→ Exercise aim:
Give every line back verbatim, dropping all images.

→ Information provided:
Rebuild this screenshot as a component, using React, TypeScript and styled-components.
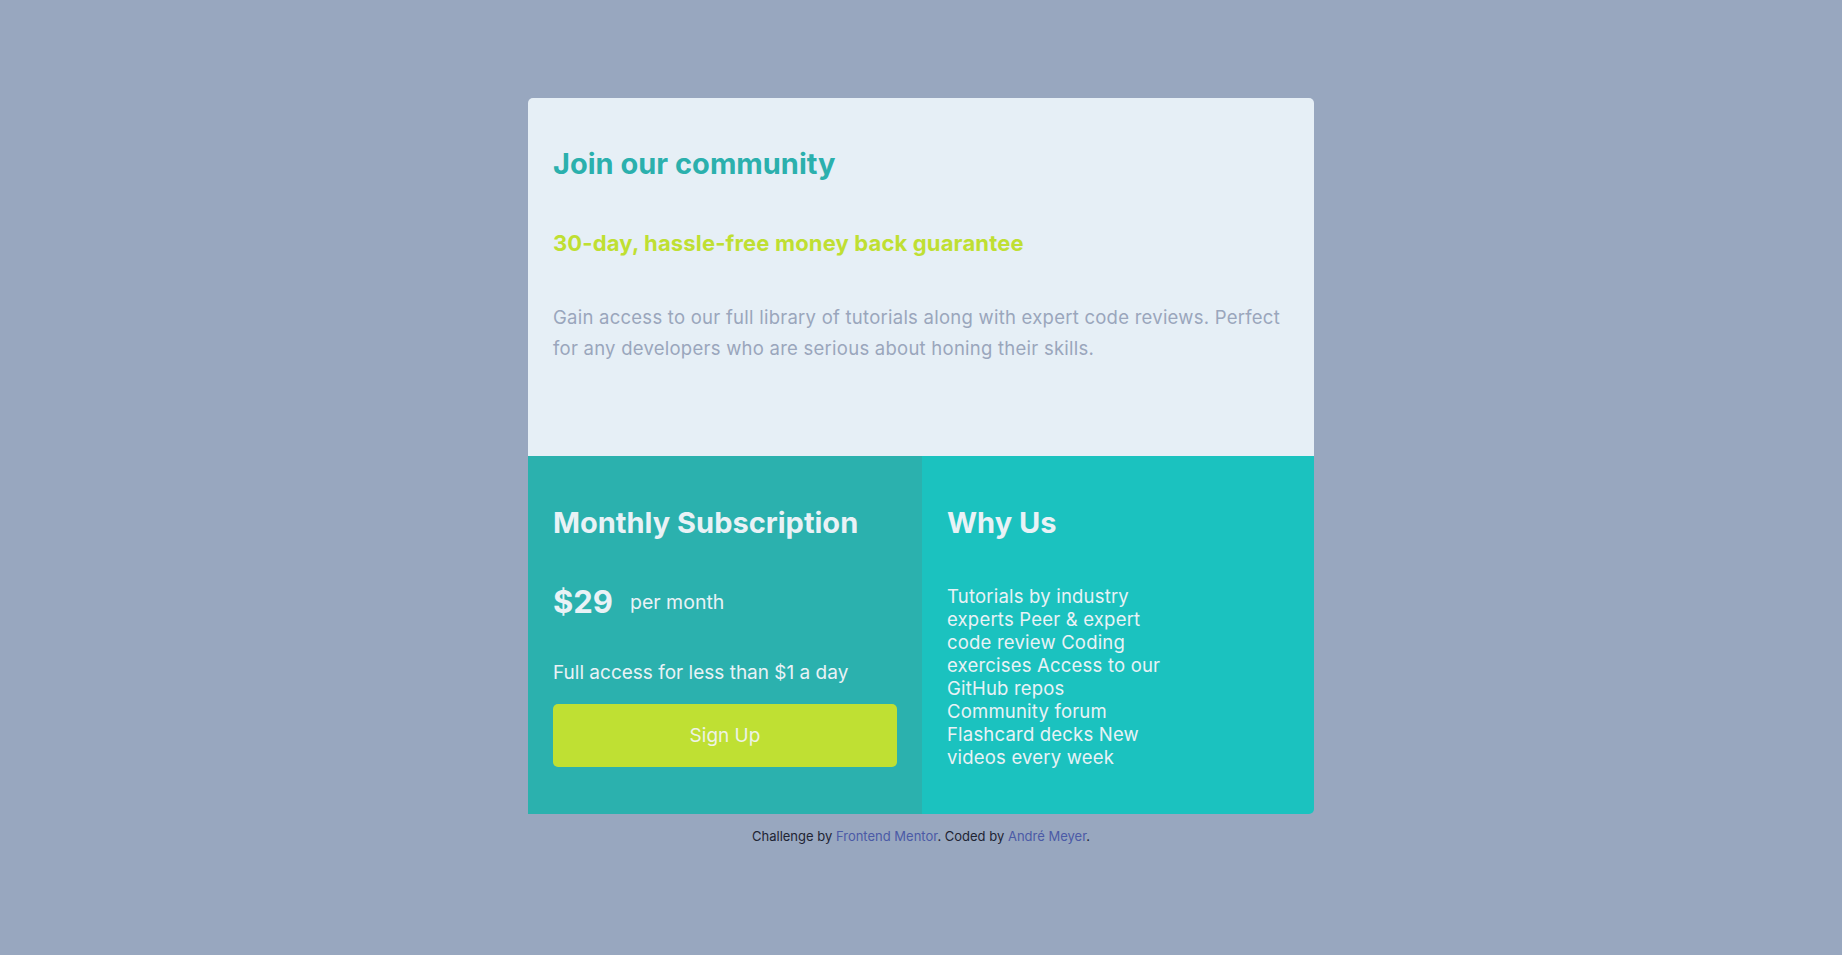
import React from "react";
import styled, { createGlobalStyle } from "styled-components";

const Global = createGlobalStyle`
  html, body { margin: 0; padding: 0; }
  body {
    background: #98a7bf;
    font-family: Inter, "Liberation Sans", sans-serif;
  }
`;

const Page = styled.main`
  display: flex;
  flex-direction: column;
  align-items: center;
  padding-top: 98px;
`;

const Card = styled.section`
  width: 786px;
  display: grid;
  grid-template-columns: 394px 392px;
`;

const Top = styled.div`
  grid-column: 1 / -1;
  background: #e6eff6;
  border-radius: 5px 5px 0 0;
  padding: 48px 25px 0;
  height: 358px;
  box-sizing: border-box;
`;

const Title = styled.h1`
  margin: 0;
  font-size: 29px;
  line-height: 36px;
  font-weight: 700;
  color: #2bb0ad;
`;

const Guarantee = styled.h2`
  margin: 47px 0 0;
  font-size: 22px;
  line-height: 28px;
  font-weight: 700;
  letter-spacing: 0.15px;
  color: #bfdf32;
`;

const Lead = styled.p`
  margin: 45px 0 0;
  font-size: 18.5px;
  line-height: 30.5px;
  letter-spacing: 0.25px;
  color: #9aa6bc;
`;

const Column = styled.div<{ $tone: "dark" | "light" }>`
  background: ${(p) => (p.$tone === "dark" ? "#2bb1ae" : "#1bc2bf")};
  border-radius: ${(p) => (p.$tone === "light" ? "0 0 5px 0" : "0")};
  padding: 49px 25px ${(p) => (p.$tone === "dark" ? "47px" : "30px")};
  color: #e9f2f6;
  display: flex;
  flex-direction: column;
`;

const ColTitle = styled.h3`
  margin: 0;
  font-size: 29px;
  line-height: 36px;
  font-weight: 700;
`;

const PriceRow = styled.div`
  display: flex;
  align-items: center;
  gap: 17px;
  margin-top: 41px;
`;

const Price = styled.span`
  font-size: 31px;
  font-weight: 700;
  line-height: 40px;
`;

const Per = styled.span`
  font-size: 19.5px;
`;

const Note = styled.p`
  margin: 39px 0 0;
  font-size: 19px;
  line-height: 24px;
`;

const Button = styled.button`
  margin-top: 19px;
  height: 63px;
  border: none;
  border-radius: 5px;
  background: #bfe033;
  color: #eef3e6;
  font-family: inherit;
  font-size: 19px;
  cursor: pointer;
`;

const Features = styled.ul`
  list-style: none;
  margin: 44px 0 0;
  padding: 0;
  width: 216px;
  font-size: 18.5px;
  line-height: 23px;
  letter-spacing: 0.2px;
`;

const Feature = styled.li`
  display: inline;
`;

const Attribution = styled.footer`
  margin-top: 14px;
  font-size: 13px;
  color: #1e2433;
  text-align: center;
`;

const Link = styled.a`
  color: #4b5aa6;
  text-decoration: none;
`;

const features = [
  "Tutorials by industry experts",
  "Peer & expert code review",
  "Coding exercises",
  "Access to our GitHub repos",
  "Community forum",
  "Flashcard decks",
  "New videos every week",
];

export default function App() {
  return (
    <>
      <Global />
      <Page>
        <Card>
          <Top>
            <Title>Join our community</Title>
            <Guarantee>30-day, hassle-free money back guarantee</Guarantee>
            <Lead>
              Gain access to our full library of tutorials along with expert code reviews. Perfect for any
              developers who are serious about honing their skills.
            </Lead>
          </Top>
          <Column $tone="dark">
            <ColTitle>Monthly Subscription</ColTitle>
            <PriceRow>
              <Price>$29</Price>
              <Per>per month</Per>
            </PriceRow>
            <Note>Full access for less than $1 a day</Note>
            <Button>Sign Up</Button>
          </Column>
          <Column $tone="light">
            <ColTitle>Why Us</ColTitle>
            <Features>
              {features.map((f, i) => (
                <Feature key={f}>
                  {f}
                  {i < features.length - 1 ? " " : ""}
                </Feature>
              ))}
            </Features>
          </Column>
        </Card>
        <Attribution>
          Challenge by <Link href="#">Frontend Mentor</Link>. Coded by <Link href="#">André Meyer</Link>.
        </Attribution>
      </Page>
    </>
  );
}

→ Result for this exercise:
Rebuild this screenshot as a component, using React, TypeScript and styled-components.
import React from "react";
import styled, { createGlobalStyle } from "styled-components";

const Global = createGlobalStyle`
  html, body { margin: 0; padding: 0; }
  body {
    background: #98a7bf;
    font-family: Inter, "Liberation Sans", sans-serif;
  }
`;

const Page = styled.main`
  display: flex;
  flex-direction: column;
  align-items: center;
  padding-top: 98px;
`;

const Card = styled.section`
  width: 786px;
  display: grid;
  grid-template-columns: 394px 392px;
`;

const Top = styled.div`
  grid-column: 1 / -1;
  background: #e6eff6;
  border-radius: 5px 5px 0 0;
  padding: 48px 25px 0;
  height: 358px;
  box-sizing: border-box;
`;

const Title = styled.h1`
  margin: 0;
  font-size: 29px;
  line-height: 36px;
  font-weight: 700;
  color: #2bb0ad;
`;

const Guarantee = styled.h2`
  margin: 47px 0 0;
  font-size: 22px;
  line-height: 28px;
  font-weight: 700;
  letter-spacing: 0.15px;
  color: #bfdf32;
`;

const Lead = styled.p`
  margin: 45px 0 0;
  font-size: 18.5px;
  line-height: 30.5px;
  letter-spacing: 0.25px;
  color: #9aa6bc;
`;

const Column = styled.div<{ $tone: "dark" | "light" }>`
  background: ${(p) => (p.$tone === "dark" ? "#2bb1ae" : "#1bc2bf")};
  border-radius: ${(p) => (p.$tone === "light" ? "0 0 5px 0" : "0")};
  padding: 49px 25px ${(p) => (p.$tone === "dark" ? "47px" : "30px")};
  color: #e9f2f6;
  display: flex;
  flex-direction: column;
`;

const ColTitle = styled.h3`
  margin: 0;
  font-size: 29px;
  line-height: 36px;
  font-weight: 700;
`;

const PriceRow = styled.div`
  display: flex;
  align-items: center;
  gap: 17px;
  margin-top: 41px;
`;

const Price = styled.span`
  font-size: 31px;
  font-weight: 700;
  line-height: 40px;
`;

const Per = styled.span`
  font-size: 19.5px;
`;

const Note = styled.p`
  margin: 39px 0 0;
  font-size: 19px;
  line-height: 24px;
`;

const Button = styled.button`
  margin-top: 19px;
  height: 63px;
  border: none;
  border-radius: 5px;
  background: #bfe033;
  color: #eef3e6;
  font-family: inherit;
  font-size: 19px;
  cursor: pointer;
`;

const Features = styled.ul`
  list-style: none;
  margin: 44px 0 0;
  padding: 0;
  width: 216px;
  font-size: 18.5px;
  line-height: 23px;
  letter-spacing: 0.2px;
`;

const Feature = styled.li`
  display: inline;
`;

const Attribution = styled.footer`
  margin-top: 14px;
  font-size: 13px;
  color: #1e2433;
  text-align: center;
`;

const Link = styled.a`
  color: #4b5aa6;
  text-decoration: none;
`;

const features = [
  "Tutorials by industry experts",
  "Peer & expert code review",
  "Coding exercises",
  "Access to our GitHub repos",
  "Community forum",
  "Flashcard decks",
  "New videos every week",
];

export default function App() {
  return (
    <>
      <Global />
      <Page>
        <Card>
          <Top>
            <Title>Join our community</Title>
            <Guarantee>30-day, hassle-free money back guarantee</Guarantee>
            <Lead>
              Gain access to our full library of tutorials along with expert code reviews. Perfect for any
              developers who are serious about honing their skills.
            </Lead>
          </Top>
          <Column $tone="dark">
            <ColTitle>Monthly Subscription</ColTitle>
            <PriceRow>
              <Price>$29</Price>
              <Per>per month</Per>
            </PriceRow>
            <Note>Full access for less than $1 a day</Note>
            <Button>Sign Up</Button>
          </Column>
          <Column $tone="light">
            <ColTitle>Why Us</ColTitle>
            <Features>
              {features.map((f, i) => (
                <Feature key={f}>
                  {f}
                  {i < features.length - 1 ? " " : ""}
                </Feature>
              ))}
            </Features>
          </Column>
        </Card>
        <Attribution>
          Challenge by <Link href="#">Frontend Mentor</Link>. Coded by <Link href="#">André Meyer</Link>.
        </Attribution>
      </Page>
    </>
  );
}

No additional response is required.